Analysis of running time.  Analyze your approach to this problem giving estimates of its time and space requirements by answering the relevant questions in the readme.txt file.

• Estimate empirically the running time (in seconds) to remove one row and one column from a W-by-H image as a function of W, and H. Use tilde notation to simplify your answer.

Extra Credit. Submit an image (either your own, or one in the public domain) for which the technique works particularly well (or poorly). Include a brief description in the readme of what makes the image particularly (un)amenable to the technique.

Challenge for the bored.

The challenges worth extra credit are quite difficult, and you certainly shouldn't attempt them just for the points. Make sure to note if you've successfully completed them in your readme.

1. Your energy() method implemented the dual gradient energy function. Try out other energy functions. No extra credit.

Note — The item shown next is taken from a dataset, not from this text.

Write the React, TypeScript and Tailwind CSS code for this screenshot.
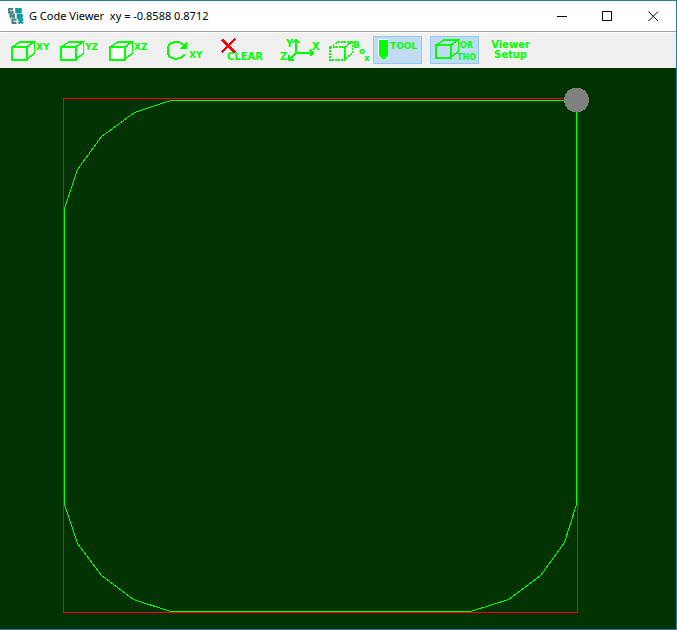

2. Optimize multiple calls to the find seam and remove seam methods by caching the previous call's information. One point of extra credit if you can get the algorithm running at interactive speeds for small images (say 200 x 200).

3. Implement an interactive object-removal feature: The user highlights an area of the image, and that portion of the image is forced to zero energy. Rows and columns are then successively removed until every pixel in that zero-energy region has been removed. One point of extra credit.

Submission.  Submit SeamCarver.java, and any other files needed by your program (excluding those in stdlib.jar and algs4.jar). Finally, submit a readme.txt file and answer the questions.